Last week, my legs were feeling really flat until friday's session of hill sprints. It really is amazing how a short but fast session of just 6-8x10sec hill sprints can bring the legs around. It just shows how big of a role the neural work can play. In distance running, it is also neglected. Thankfully with the likes of Canova's influence and Brad Hudson's recent work, the importance of the Nervous system and peripheral muscular systems is getting a little more attention. One area that deserves some more research is how to get optimal muscle tone going into a competition. It's a big thing in sprinting, but once again neglected in distance running.

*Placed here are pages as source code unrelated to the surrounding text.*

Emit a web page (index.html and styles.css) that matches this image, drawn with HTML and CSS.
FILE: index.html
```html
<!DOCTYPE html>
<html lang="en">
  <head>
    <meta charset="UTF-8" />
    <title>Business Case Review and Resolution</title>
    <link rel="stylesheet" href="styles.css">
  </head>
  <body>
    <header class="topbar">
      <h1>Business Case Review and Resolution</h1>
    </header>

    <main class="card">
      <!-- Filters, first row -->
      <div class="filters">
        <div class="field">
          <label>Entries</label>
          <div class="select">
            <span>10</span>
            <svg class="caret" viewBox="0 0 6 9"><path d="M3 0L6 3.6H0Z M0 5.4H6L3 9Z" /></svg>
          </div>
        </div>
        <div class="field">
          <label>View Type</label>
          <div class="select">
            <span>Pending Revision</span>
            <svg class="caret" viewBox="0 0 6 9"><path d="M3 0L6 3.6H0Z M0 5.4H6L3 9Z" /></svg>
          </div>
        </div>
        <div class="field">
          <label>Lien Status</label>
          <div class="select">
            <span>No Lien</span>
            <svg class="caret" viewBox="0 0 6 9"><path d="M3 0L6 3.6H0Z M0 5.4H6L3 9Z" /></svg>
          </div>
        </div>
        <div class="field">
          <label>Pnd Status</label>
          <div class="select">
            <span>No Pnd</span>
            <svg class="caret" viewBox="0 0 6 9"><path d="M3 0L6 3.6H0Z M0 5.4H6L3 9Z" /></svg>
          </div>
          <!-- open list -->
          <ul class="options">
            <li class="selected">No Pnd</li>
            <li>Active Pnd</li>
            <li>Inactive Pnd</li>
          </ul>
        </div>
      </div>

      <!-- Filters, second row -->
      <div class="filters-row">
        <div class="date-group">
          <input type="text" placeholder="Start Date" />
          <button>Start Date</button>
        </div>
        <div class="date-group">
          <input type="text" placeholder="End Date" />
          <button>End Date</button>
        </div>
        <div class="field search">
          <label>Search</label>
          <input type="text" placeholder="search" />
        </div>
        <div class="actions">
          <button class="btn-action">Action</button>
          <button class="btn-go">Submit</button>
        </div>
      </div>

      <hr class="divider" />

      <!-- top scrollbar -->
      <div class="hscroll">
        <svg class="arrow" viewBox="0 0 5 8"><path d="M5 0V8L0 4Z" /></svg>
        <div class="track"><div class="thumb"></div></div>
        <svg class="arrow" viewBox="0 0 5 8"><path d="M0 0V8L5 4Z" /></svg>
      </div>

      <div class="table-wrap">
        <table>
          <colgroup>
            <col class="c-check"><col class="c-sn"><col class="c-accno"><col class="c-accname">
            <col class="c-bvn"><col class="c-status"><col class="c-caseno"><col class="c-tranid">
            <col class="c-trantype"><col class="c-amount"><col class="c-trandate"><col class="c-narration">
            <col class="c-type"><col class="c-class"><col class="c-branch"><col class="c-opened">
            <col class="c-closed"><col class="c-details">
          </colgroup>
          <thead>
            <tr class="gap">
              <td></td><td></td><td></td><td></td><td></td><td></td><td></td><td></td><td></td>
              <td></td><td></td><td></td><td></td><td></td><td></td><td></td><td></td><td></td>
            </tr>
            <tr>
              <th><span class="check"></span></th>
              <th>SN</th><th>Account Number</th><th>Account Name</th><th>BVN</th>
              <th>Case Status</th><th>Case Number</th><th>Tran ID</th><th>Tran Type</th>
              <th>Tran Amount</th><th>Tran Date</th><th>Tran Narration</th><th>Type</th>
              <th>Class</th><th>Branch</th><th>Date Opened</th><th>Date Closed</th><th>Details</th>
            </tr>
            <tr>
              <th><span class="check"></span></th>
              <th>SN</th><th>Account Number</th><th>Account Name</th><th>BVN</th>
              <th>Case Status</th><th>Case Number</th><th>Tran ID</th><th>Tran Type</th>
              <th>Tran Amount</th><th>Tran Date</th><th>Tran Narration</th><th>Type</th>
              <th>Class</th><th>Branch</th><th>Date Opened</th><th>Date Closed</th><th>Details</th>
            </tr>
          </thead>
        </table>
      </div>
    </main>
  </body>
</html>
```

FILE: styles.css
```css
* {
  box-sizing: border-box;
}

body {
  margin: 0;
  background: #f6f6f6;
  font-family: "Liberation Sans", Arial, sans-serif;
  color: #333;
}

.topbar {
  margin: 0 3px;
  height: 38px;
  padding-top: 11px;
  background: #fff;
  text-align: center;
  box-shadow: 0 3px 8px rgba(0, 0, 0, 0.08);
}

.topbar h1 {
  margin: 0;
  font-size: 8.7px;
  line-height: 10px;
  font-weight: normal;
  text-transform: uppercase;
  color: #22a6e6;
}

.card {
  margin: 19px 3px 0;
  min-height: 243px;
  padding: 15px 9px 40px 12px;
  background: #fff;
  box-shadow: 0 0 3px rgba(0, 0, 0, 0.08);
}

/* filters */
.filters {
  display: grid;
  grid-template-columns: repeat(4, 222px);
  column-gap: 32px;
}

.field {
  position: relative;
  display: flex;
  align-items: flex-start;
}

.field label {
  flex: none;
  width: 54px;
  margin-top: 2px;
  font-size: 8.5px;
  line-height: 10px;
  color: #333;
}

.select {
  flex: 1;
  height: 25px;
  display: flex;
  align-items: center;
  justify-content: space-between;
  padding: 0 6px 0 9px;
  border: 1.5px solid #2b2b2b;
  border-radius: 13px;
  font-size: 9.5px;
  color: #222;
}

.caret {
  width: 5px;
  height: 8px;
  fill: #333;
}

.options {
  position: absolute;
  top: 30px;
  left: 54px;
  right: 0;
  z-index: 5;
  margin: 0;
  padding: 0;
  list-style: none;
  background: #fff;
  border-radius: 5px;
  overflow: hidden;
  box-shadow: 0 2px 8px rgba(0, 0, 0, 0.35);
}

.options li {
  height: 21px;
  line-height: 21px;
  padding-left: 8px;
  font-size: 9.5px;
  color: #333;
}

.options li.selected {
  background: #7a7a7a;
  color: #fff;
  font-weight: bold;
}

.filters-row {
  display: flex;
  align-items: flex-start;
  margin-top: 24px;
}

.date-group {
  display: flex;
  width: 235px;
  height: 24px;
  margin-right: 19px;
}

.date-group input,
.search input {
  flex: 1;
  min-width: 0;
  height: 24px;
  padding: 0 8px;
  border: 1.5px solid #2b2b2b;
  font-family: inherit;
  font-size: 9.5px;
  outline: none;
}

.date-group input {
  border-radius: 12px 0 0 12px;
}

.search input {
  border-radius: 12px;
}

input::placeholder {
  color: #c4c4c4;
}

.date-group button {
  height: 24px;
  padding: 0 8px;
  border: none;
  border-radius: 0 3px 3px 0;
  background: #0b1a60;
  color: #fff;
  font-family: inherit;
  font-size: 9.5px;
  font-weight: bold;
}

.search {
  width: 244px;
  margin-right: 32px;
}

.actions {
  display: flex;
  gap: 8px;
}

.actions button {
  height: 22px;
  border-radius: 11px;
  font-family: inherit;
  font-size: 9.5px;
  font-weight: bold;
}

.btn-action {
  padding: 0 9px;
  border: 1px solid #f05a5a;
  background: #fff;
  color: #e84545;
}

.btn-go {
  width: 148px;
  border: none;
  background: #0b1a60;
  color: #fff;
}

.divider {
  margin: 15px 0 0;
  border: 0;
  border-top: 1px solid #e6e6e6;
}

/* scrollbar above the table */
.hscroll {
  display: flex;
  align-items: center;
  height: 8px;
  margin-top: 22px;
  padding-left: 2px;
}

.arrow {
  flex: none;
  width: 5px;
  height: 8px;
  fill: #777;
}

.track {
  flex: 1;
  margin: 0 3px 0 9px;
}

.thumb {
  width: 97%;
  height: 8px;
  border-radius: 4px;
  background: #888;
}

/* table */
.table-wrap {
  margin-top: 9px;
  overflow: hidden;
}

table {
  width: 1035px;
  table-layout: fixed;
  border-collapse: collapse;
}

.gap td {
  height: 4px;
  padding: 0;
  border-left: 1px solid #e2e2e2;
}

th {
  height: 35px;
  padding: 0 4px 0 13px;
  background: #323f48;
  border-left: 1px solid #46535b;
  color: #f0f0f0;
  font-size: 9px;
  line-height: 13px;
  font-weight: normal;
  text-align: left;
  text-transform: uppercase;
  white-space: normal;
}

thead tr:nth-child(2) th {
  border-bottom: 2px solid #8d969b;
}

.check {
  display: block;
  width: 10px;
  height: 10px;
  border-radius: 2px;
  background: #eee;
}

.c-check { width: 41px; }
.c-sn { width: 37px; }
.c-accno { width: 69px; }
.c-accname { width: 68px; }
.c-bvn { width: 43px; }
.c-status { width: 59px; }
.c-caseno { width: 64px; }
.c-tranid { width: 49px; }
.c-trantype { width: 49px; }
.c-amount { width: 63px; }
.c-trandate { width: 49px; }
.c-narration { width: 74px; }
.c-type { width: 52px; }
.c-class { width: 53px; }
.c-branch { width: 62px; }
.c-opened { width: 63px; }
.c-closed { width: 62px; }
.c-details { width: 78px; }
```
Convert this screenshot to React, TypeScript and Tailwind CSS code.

Besides the workouts, I had the hilliest run of my life on saturday. We literaly ran up a mountain. Coming from Texas, hills aren't my forte, but I stuck it out as best I could. It's an interesting feeling running lots of hills when you're in shape but not used to them. My breathing was practically normal, but my legs were burning. It's a great way to develop some general strength endurance though. I've never had the option of extremely hilly runs back home, so hopefully it's a new stimulus.
That's about it training wise for now. The first race is coming up pretty soon. I'm not sharp at all, but it should be a good experience and lots of fun. The race is on September 21st in Providence, RI. It's the US road 5k champs.
Good job to the HS kids. 3 for 3 in winning meets as a team, and ranked 2nd in the state. What a way to start the season!
Life besides running has been good. I watch way too many movies, so if anyone has any suggestions, go for it. We've also almost finished watching every episode of the office (we've been hitting about 4 a night, with one day where we were without internet and watched the entire season 2). Naps are another highlight of the day. Along with eating.
To keep my mind stimulated I'm reading a 400pg Physiology textbook that is specific to running. It helps keep my mind sharp.
Besides that, not much else goes on. Me and Jeff went to a pool party in LA, which was a nice change of pace. Jeff's friend from HS was a competitive swimmer training out here, so we got to meet some new people, escape the confines of our place for a couple hours and have a bit of fun. It was interesting hearing some of the swimmer's take on issues that we deal with in both sports. Drugs was a nice topic, but I appreciated hearing that they suffer from the same dread of sitting in a hotel room all day during meets. It takes skill to be able to master doing nothing and still being sane. We also met a swimmer who just barely missed going to the Olympics (4th at the trials). It was kind of sad to hear her take on the whole thing. Just makes you realize how much we all sacrifice and put into it for one shot every 4 years. At least at the end of the day though, you can look back and say you gave it a shot and tried to maximize your potential.
That leads me to a quote I saw the other day from former Olympian, a gymnast, Steve McCain:
“Gymnastics is like any Olympic sport. It’s once every four years, and you can train those four years and then go out on the first event and fall flat on your face. You can. It’s part of the game,” he said. “So you have to accept the rules of the game, and you have to be responsible. You have to be responsible for your successes and your failures, the teams you make and the teams you don’t make. You can’t make excuses for any of this.
“Ultimately, it would behoove you to appreciate that you had something that motivated you enough to find out what you were made of and inspired you to have these great moments. Take responsibility and be proud you had something that drove you to be exceptional, and as long as you have those two things, you can walk away from any competition with your head held high.”